Your objective: Repeat every line of the listing below exactly, minus the pictures.

Dataset content:
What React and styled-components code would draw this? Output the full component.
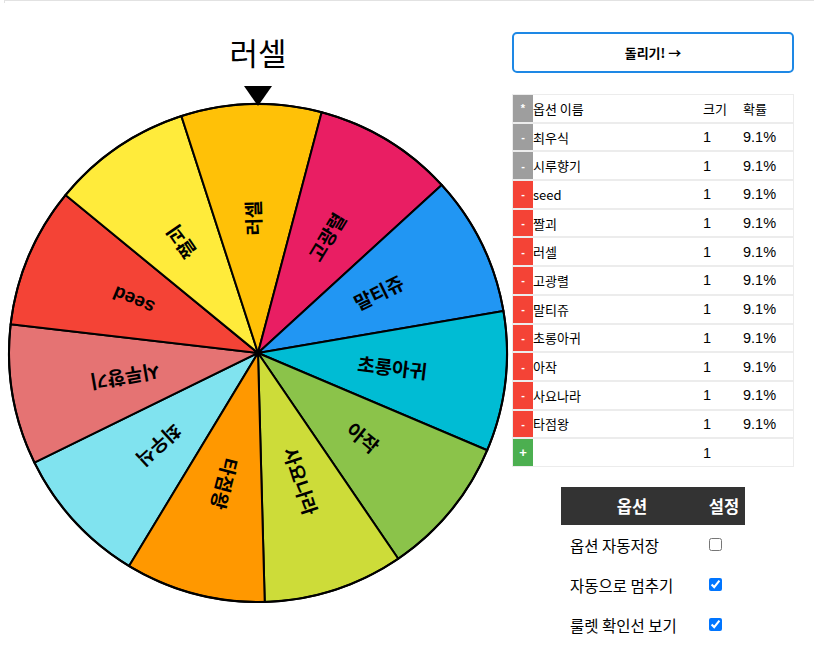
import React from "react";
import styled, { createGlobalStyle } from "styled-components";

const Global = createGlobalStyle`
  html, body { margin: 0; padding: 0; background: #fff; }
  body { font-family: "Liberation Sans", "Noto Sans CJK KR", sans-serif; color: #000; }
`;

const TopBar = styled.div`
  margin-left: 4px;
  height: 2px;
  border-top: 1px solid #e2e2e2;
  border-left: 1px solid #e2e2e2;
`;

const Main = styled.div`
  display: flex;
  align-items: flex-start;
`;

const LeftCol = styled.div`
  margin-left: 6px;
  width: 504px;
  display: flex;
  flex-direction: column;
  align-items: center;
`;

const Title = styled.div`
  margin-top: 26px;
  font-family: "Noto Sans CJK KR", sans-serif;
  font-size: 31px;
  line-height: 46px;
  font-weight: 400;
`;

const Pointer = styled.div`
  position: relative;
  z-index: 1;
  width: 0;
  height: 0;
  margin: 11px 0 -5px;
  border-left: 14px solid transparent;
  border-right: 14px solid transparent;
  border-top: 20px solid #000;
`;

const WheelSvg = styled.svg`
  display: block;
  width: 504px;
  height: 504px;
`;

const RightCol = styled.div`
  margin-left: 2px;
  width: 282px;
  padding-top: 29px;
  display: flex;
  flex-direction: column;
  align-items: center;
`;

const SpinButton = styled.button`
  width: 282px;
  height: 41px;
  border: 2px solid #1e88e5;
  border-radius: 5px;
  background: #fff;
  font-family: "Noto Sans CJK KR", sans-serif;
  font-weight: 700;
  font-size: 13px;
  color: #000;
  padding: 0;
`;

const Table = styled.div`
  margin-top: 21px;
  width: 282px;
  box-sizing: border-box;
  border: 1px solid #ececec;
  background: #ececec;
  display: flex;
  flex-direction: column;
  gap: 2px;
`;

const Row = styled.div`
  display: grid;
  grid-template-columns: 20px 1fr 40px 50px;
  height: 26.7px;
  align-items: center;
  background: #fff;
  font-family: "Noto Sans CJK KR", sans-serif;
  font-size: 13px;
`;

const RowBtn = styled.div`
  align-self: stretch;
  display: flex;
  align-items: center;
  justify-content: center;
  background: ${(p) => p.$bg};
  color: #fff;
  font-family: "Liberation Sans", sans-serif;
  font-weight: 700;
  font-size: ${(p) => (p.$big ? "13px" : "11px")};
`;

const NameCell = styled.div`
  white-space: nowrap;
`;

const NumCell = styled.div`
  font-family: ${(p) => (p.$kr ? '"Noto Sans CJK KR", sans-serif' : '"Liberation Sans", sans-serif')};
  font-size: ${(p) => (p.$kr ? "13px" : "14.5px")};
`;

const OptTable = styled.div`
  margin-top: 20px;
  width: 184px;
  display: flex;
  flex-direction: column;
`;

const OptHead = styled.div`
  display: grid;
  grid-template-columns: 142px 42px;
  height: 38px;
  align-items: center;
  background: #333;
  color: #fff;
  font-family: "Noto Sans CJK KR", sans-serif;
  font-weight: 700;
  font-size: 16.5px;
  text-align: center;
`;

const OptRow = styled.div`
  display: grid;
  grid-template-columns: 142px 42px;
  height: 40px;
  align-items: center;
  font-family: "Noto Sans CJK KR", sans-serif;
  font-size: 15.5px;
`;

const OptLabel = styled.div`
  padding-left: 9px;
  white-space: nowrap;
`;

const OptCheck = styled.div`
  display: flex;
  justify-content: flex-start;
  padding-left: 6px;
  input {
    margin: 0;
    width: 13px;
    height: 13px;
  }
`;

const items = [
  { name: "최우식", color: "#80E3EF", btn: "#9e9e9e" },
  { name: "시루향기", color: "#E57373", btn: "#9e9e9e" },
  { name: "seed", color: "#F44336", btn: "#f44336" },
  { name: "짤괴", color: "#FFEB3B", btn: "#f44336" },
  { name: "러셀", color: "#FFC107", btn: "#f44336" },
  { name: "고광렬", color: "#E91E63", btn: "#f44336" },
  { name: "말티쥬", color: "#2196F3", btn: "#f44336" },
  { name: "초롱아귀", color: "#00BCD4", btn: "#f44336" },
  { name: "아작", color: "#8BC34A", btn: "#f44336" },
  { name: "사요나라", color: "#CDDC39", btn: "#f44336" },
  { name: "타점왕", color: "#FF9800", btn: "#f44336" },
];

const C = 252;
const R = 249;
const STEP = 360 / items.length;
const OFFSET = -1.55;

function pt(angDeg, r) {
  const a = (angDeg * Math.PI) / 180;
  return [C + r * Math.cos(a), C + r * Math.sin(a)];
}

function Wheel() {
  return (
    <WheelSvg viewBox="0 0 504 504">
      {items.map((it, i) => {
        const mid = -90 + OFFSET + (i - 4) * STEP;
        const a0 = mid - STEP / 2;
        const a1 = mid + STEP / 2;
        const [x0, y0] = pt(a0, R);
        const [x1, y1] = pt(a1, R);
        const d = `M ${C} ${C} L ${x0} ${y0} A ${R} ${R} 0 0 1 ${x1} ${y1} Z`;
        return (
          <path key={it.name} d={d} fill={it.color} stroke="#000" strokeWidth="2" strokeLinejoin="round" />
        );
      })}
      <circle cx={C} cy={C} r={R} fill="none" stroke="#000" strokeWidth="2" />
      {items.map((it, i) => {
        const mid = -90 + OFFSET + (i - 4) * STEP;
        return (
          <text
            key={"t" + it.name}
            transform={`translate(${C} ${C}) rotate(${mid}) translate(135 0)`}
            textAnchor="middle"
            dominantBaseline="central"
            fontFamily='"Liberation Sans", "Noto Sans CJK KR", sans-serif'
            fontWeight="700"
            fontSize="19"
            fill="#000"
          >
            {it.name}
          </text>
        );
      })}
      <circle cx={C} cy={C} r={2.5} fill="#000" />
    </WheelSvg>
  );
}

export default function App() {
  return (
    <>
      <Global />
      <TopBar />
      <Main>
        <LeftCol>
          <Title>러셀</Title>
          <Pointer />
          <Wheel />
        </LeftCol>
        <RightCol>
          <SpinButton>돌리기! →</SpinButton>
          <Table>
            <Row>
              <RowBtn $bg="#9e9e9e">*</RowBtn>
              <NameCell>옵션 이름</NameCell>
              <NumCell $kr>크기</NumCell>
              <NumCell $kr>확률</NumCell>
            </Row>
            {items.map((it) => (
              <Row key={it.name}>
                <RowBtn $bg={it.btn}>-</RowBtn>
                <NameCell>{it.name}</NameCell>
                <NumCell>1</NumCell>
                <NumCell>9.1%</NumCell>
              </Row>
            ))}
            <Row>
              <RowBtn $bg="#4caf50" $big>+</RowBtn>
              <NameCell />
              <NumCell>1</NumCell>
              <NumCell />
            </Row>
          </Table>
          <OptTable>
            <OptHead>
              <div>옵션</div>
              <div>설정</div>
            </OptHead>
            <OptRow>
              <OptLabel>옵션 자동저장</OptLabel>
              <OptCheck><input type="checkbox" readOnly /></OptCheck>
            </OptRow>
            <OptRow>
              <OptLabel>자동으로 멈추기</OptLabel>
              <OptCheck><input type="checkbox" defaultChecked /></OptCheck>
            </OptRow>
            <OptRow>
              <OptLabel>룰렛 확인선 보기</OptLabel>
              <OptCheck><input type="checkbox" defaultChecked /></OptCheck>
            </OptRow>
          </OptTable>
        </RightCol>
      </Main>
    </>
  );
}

The result:
What React and styled-components code would draw this? Output the full component.
import React from "react";
import styled, { createGlobalStyle } from "styled-components";

const Global = createGlobalStyle`
  html, body { margin: 0; padding: 0; background: #fff; }
  body { font-family: "Liberation Sans", "Noto Sans CJK KR", sans-serif; color: #000; }
`;

const TopBar = styled.div`
  margin-left: 4px;
  height: 2px;
  border-top: 1px solid #e2e2e2;
  border-left: 1px solid #e2e2e2;
`;

const Main = styled.div`
  display: flex;
  align-items: flex-start;
`;

const LeftCol = styled.div`
  margin-left: 6px;
  width: 504px;
  display: flex;
  flex-direction: column;
  align-items: center;
`;

const Title = styled.div`
  margin-top: 26px;
  font-family: "Noto Sans CJK KR", sans-serif;
  font-size: 31px;
  line-height: 46px;
  font-weight: 400;
`;

const Pointer = styled.div`
  position: relative;
  z-index: 1;
  width: 0;
  height: 0;
  margin: 11px 0 -5px;
  border-left: 14px solid transparent;
  border-right: 14px solid transparent;
  border-top: 20px solid #000;
`;

const WheelSvg = styled.svg`
  display: block;
  width: 504px;
  height: 504px;
`;

const RightCol = styled.div`
  margin-left: 2px;
  width: 282px;
  padding-top: 29px;
  display: flex;
  flex-direction: column;
  align-items: center;
`;

const SpinButton = styled.button`
  width: 282px;
  height: 41px;
  border: 2px solid #1e88e5;
  border-radius: 5px;
  background: #fff;
  font-family: "Noto Sans CJK KR", sans-serif;
  font-weight: 700;
  font-size: 13px;
  color: #000;
  padding: 0;
`;

const Table = styled.div`
  margin-top: 21px;
  width: 282px;
  box-sizing: border-box;
  border: 1px solid #ececec;
  background: #ececec;
  display: flex;
  flex-direction: column;
  gap: 2px;
`;

const Row = styled.div`
  display: grid;
  grid-template-columns: 20px 1fr 40px 50px;
  height: 26.7px;
  align-items: center;
  background: #fff;
  font-family: "Noto Sans CJK KR", sans-serif;
  font-size: 13px;
`;

const RowBtn = styled.div`
  align-self: stretch;
  display: flex;
  align-items: center;
  justify-content: center;
  background: ${(p) => p.$bg};
  color: #fff;
  font-family: "Liberation Sans", sans-serif;
  font-weight: 700;
  font-size: ${(p) => (p.$big ? "13px" : "11px")};
`;

const NameCell = styled.div`
  white-space: nowrap;
`;

const NumCell = styled.div`
  font-family: ${(p) => (p.$kr ? '"Noto Sans CJK KR", sans-serif' : '"Liberation Sans", sans-serif')};
  font-size: ${(p) => (p.$kr ? "13px" : "14.5px")};
`;

const OptTable = styled.div`
  margin-top: 20px;
  width: 184px;
  display: flex;
  flex-direction: column;
`;

const OptHead = styled.div`
  display: grid;
  grid-template-columns: 142px 42px;
  height: 38px;
  align-items: center;
  background: #333;
  color: #fff;
  font-family: "Noto Sans CJK KR", sans-serif;
  font-weight: 700;
  font-size: 16.5px;
  text-align: center;
`;

const OptRow = styled.div`
  display: grid;
  grid-template-columns: 142px 42px;
  height: 40px;
  align-items: center;
  font-family: "Noto Sans CJK KR", sans-serif;
  font-size: 15.5px;
`;

const OptLabel = styled.div`
  padding-left: 9px;
  white-space: nowrap;
`;

const OptCheck = styled.div`
  display: flex;
  justify-content: flex-start;
  padding-left: 6px;
  input {
    margin: 0;
    width: 13px;
    height: 13px;
  }
`;

const items = [
  { name: "최우식", color: "#80E3EF", btn: "#9e9e9e" },
  { name: "시루향기", color: "#E57373", btn: "#9e9e9e" },
  { name: "seed", color: "#F44336", btn: "#f44336" },
  { name: "짤괴", color: "#FFEB3B", btn: "#f44336" },
  { name: "러셀", color: "#FFC107", btn: "#f44336" },
  { name: "고광렬", color: "#E91E63", btn: "#f44336" },
  { name: "말티쥬", color: "#2196F3", btn: "#f44336" },
  { name: "초롱아귀", color: "#00BCD4", btn: "#f44336" },
  { name: "아작", color: "#8BC34A", btn: "#f44336" },
  { name: "사요나라", color: "#CDDC39", btn: "#f44336" },
  { name: "타점왕", color: "#FF9800", btn: "#f44336" },
];

const C = 252;
const R = 249;
const STEP = 360 / items.length;
const OFFSET = -1.55;

function pt(angDeg, r) {
  const a = (angDeg * Math.PI) / 180;
  return [C + r * Math.cos(a), C + r * Math.sin(a)];
}

function Wheel() {
  return (
    <WheelSvg viewBox="0 0 504 504">
      {items.map((it, i) => {
        const mid = -90 + OFFSET + (i - 4) * STEP;
        const a0 = mid - STEP / 2;
        const a1 = mid + STEP / 2;
        const [x0, y0] = pt(a0, R);
        const [x1, y1] = pt(a1, R);
        const d = `M ${C} ${C} L ${x0} ${y0} A ${R} ${R} 0 0 1 ${x1} ${y1} Z`;
        return (
          <path key={it.name} d={d} fill={it.color} stroke="#000" strokeWidth="2" strokeLinejoin="round" />
        );
      })}
      <circle cx={C} cy={C} r={R} fill="none" stroke="#000" strokeWidth="2" />
      {items.map((it, i) => {
        const mid = -90 + OFFSET + (i - 4) * STEP;
        return (
          <text
            key={"t" + it.name}
            transform={`translate(${C} ${C}) rotate(${mid}) translate(135 0)`}
            textAnchor="middle"
            dominantBaseline="central"
            fontFamily='"Liberation Sans", "Noto Sans CJK KR", sans-serif'
            fontWeight="700"
            fontSize="19"
            fill="#000"
          >
            {it.name}
          </text>
        );
      })}
      <circle cx={C} cy={C} r={2.5} fill="#000" />
    </WheelSvg>
  );
}

export default function App() {
  return (
    <>
      <Global />
      <TopBar />
      <Main>
        <LeftCol>
          <Title>러셀</Title>
          <Pointer />
          <Wheel />
        </LeftCol>
        <RightCol>
          <SpinButton>돌리기! →</SpinButton>
          <Table>
            <Row>
              <RowBtn $bg="#9e9e9e">*</RowBtn>
              <NameCell>옵션 이름</NameCell>
              <NumCell $kr>크기</NumCell>
              <NumCell $kr>확률</NumCell>
            </Row>
            {items.map((it) => (
              <Row key={it.name}>
                <RowBtn $bg={it.btn}>-</RowBtn>
                <NameCell>{it.name}</NameCell>
                <NumCell>1</NumCell>
                <NumCell>9.1%</NumCell>
              </Row>
            ))}
            <Row>
              <RowBtn $bg="#4caf50" $big>+</RowBtn>
              <NameCell />
              <NumCell>1</NumCell>
              <NumCell />
            </Row>
          </Table>
          <OptTable>
            <OptHead>
              <div>옵션</div>
              <div>설정</div>
            </OptHead>
            <OptRow>
              <OptLabel>옵션 자동저장</OptLabel>
              <OptCheck><input type="checkbox" readOnly /></OptCheck>
            </OptRow>
            <OptRow>
              <OptLabel>자동으로 멈추기</OptLabel>
              <OptCheck><input type="checkbox" defaultChecked /></OptCheck>
            </OptRow>
            <OptRow>
              <OptLabel>룰렛 확인선 보기</OptLabel>
              <OptCheck><input type="checkbox" defaultChecked /></OptCheck>
            </OptRow>
          </OptTable>
        </RightCol>
      </Main>
    </>
  );
}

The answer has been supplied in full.